++++ THE INPUT ++++

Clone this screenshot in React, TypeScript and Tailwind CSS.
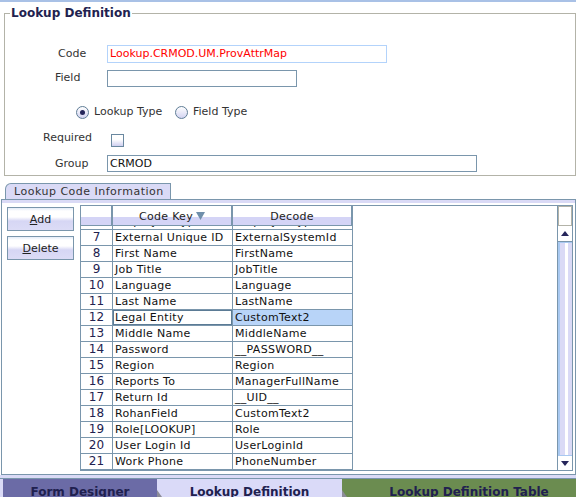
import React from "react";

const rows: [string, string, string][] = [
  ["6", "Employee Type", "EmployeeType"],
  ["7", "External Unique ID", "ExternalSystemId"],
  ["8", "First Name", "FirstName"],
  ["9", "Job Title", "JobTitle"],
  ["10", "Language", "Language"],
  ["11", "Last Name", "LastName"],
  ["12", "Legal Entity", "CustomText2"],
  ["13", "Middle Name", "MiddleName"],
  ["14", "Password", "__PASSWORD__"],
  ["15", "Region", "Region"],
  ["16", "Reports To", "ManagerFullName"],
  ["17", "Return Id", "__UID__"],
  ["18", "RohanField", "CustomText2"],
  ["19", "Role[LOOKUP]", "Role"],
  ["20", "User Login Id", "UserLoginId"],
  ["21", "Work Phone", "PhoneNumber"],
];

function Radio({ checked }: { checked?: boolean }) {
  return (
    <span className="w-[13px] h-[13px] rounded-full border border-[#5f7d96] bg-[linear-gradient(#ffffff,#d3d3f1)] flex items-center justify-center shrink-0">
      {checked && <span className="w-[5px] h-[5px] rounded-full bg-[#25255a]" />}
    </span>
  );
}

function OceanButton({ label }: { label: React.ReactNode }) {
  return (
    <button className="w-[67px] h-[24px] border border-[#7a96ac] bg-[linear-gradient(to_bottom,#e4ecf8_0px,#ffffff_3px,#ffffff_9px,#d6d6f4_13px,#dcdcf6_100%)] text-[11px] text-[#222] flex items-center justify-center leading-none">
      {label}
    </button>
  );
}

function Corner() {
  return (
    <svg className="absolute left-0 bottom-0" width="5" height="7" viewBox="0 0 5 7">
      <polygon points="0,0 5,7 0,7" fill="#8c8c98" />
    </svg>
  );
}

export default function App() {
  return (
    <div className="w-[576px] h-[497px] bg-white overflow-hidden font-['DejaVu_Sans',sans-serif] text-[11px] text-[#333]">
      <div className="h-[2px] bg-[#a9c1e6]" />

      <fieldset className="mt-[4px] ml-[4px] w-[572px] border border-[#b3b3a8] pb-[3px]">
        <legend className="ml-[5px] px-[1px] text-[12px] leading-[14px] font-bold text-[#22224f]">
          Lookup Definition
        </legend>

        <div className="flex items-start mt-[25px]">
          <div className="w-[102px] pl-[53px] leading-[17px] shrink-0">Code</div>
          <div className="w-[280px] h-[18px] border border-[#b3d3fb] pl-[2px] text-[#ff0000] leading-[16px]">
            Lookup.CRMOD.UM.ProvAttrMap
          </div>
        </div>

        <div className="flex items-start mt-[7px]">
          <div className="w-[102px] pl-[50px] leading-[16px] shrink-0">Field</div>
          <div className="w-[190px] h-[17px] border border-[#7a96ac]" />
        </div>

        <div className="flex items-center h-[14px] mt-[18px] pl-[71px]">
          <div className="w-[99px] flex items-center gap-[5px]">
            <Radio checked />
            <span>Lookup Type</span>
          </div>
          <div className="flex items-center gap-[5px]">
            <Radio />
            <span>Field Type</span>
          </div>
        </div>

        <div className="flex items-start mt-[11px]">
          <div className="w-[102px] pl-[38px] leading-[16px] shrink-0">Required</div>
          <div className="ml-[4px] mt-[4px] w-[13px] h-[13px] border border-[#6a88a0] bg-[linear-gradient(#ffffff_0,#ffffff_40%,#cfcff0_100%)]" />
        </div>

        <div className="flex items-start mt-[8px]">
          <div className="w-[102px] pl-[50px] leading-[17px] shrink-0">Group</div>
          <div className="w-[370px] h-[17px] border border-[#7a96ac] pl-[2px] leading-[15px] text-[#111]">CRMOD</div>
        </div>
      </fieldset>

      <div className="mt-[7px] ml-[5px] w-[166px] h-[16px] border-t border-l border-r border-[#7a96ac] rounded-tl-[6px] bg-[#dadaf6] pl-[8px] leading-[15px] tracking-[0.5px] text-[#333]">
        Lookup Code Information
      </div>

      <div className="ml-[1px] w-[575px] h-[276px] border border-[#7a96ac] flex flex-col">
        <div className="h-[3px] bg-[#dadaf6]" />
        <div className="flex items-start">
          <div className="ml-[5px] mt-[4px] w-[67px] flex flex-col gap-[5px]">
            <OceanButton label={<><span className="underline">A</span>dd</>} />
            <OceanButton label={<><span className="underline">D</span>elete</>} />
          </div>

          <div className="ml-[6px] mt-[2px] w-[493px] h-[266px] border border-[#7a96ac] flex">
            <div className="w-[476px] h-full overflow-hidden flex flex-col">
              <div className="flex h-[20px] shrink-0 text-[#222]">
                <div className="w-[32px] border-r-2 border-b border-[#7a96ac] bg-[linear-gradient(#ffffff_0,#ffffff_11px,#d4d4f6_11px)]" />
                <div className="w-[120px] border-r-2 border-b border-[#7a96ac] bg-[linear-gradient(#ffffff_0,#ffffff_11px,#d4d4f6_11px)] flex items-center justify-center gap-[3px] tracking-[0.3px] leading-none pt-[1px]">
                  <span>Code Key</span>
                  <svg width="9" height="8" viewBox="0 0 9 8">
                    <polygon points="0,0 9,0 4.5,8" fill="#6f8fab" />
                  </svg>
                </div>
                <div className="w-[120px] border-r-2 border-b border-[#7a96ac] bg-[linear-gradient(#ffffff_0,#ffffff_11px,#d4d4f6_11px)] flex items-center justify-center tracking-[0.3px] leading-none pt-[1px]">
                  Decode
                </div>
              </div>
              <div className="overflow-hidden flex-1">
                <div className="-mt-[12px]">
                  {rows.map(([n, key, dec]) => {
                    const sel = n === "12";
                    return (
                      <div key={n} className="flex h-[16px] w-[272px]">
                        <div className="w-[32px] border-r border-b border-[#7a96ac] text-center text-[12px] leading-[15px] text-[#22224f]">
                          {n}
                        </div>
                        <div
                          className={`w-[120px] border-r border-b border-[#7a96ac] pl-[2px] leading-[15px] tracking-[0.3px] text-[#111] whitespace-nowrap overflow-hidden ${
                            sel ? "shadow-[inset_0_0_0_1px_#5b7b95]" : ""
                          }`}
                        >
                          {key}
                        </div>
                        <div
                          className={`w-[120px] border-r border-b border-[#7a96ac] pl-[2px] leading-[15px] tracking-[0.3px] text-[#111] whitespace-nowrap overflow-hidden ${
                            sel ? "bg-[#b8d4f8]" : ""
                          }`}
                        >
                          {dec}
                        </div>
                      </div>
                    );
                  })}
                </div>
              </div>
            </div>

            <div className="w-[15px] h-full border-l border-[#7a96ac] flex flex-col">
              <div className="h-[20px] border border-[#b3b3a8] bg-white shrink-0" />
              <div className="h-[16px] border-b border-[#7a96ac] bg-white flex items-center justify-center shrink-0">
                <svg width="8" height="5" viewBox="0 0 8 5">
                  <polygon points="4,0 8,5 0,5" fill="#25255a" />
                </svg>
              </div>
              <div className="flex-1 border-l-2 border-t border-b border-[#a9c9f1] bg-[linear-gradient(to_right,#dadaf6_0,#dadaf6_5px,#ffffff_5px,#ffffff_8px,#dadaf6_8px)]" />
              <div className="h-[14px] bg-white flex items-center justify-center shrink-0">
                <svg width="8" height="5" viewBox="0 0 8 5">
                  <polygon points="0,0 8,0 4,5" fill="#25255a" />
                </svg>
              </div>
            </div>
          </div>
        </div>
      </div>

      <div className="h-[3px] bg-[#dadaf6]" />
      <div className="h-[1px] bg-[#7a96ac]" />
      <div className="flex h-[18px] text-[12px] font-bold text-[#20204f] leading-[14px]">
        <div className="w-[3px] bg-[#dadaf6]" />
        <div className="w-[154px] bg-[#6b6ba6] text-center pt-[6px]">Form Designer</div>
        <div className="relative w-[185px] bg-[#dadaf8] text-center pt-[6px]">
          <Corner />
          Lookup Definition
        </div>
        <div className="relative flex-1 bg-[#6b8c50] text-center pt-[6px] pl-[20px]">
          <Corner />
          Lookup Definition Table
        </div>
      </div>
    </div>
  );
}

++++
++++ THE INPUT ++++

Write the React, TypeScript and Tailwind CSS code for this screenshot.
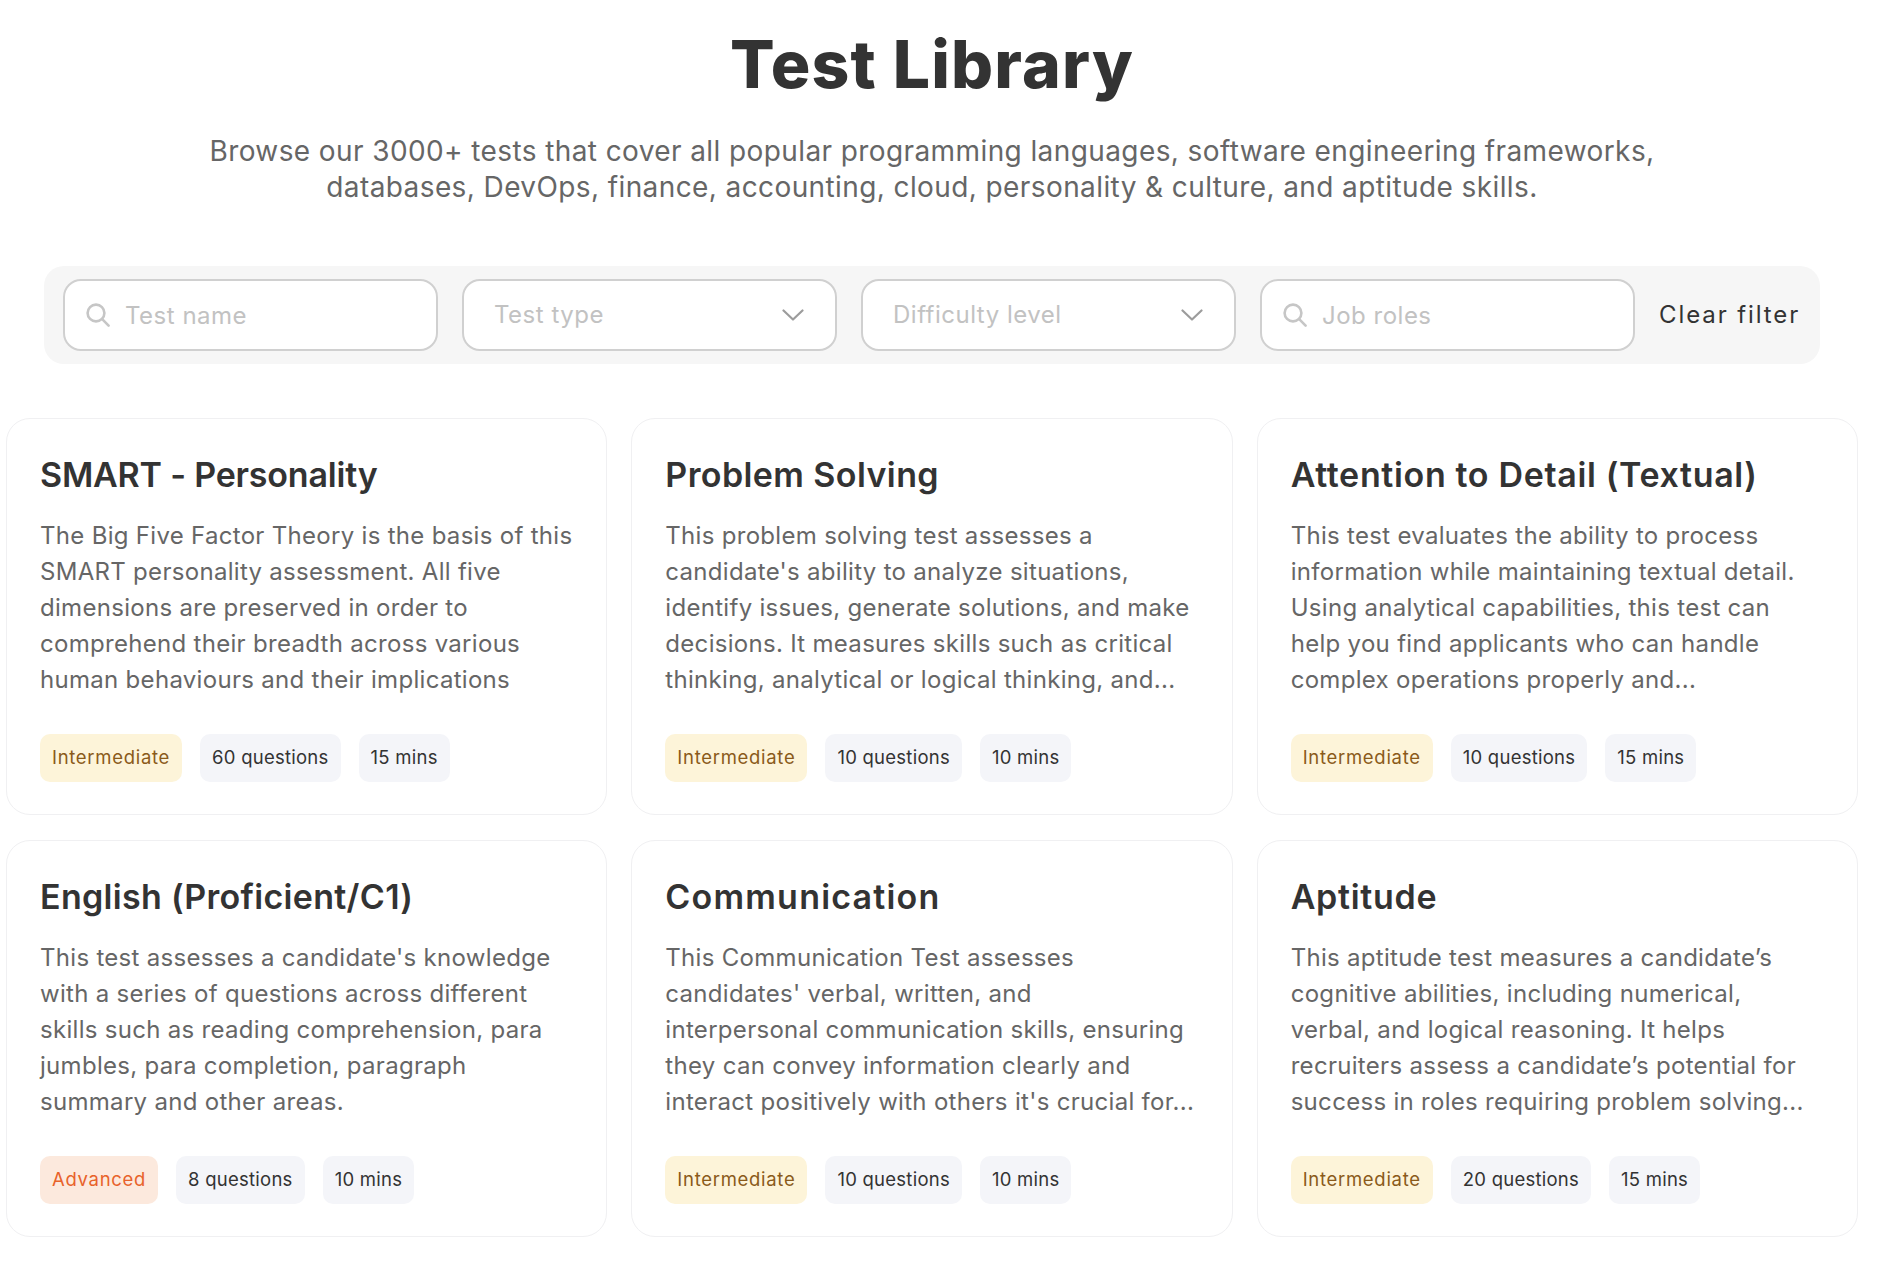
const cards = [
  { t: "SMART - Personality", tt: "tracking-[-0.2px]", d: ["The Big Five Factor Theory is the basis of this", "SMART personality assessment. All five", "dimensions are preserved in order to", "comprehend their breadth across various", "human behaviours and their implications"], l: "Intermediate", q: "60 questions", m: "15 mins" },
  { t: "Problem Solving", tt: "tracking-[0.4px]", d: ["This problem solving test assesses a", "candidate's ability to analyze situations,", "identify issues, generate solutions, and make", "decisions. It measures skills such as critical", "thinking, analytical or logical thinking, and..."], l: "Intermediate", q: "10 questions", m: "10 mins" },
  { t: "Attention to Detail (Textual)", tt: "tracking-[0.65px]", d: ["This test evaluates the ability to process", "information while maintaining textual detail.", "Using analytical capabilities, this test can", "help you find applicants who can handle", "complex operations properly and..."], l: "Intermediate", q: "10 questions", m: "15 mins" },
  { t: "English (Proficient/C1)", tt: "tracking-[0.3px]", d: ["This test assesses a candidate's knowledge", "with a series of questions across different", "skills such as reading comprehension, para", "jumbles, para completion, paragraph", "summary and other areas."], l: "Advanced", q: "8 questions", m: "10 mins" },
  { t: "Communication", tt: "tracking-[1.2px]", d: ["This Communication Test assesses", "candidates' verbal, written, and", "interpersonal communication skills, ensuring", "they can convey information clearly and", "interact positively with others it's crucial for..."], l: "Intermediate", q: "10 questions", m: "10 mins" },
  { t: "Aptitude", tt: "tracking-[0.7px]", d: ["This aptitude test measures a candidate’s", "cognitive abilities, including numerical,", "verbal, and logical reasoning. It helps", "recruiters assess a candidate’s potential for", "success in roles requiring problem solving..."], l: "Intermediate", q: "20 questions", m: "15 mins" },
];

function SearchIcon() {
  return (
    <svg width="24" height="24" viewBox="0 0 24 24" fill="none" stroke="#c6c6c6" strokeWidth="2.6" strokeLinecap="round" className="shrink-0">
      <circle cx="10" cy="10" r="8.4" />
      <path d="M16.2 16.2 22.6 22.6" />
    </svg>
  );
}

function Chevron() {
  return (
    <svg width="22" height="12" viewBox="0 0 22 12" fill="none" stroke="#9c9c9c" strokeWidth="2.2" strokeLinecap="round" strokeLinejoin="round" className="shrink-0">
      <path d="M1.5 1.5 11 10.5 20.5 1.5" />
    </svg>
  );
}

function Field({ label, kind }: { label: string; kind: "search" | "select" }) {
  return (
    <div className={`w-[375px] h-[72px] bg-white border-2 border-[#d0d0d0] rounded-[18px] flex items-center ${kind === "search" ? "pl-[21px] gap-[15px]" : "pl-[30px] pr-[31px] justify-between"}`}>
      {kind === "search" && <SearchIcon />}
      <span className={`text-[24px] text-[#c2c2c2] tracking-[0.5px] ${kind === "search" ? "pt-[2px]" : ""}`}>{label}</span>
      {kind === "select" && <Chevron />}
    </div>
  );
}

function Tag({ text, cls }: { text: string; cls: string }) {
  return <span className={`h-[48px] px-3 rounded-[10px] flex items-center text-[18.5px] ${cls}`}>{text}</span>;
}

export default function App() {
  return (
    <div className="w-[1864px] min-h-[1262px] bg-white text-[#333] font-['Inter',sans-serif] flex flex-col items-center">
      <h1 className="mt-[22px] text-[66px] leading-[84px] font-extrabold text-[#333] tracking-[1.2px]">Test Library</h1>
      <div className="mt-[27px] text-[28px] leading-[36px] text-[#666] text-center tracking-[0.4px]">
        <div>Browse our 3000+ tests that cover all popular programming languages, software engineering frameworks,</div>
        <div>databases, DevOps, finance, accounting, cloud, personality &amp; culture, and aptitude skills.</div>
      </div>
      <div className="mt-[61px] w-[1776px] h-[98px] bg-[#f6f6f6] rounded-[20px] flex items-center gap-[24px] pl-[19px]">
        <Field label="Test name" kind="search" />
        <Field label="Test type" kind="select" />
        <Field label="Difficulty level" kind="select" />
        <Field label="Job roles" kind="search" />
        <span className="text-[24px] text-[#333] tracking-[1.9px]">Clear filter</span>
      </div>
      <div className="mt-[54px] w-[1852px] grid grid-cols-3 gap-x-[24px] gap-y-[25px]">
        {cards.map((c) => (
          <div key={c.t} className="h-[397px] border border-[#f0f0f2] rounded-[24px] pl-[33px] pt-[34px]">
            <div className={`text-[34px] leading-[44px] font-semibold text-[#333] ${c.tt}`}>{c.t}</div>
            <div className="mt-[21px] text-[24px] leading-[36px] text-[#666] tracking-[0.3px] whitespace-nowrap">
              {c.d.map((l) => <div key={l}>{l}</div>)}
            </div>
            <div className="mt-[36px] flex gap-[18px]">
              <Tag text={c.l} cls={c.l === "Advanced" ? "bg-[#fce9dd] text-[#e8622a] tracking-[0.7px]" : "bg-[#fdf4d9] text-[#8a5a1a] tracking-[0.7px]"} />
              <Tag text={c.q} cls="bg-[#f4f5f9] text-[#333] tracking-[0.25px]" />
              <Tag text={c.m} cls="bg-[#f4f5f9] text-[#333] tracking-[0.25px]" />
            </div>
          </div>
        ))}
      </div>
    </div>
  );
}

++++

- _EXERCISE GOAL_:
Above are some entries. Restate word for word the lines from the one holding "Clone this screenshot" through the one holding "import React from", but not the pictures.

- _ANSWER_:
Clone this screenshot in React, TypeScript and Tailwind CSS.
import React from "react";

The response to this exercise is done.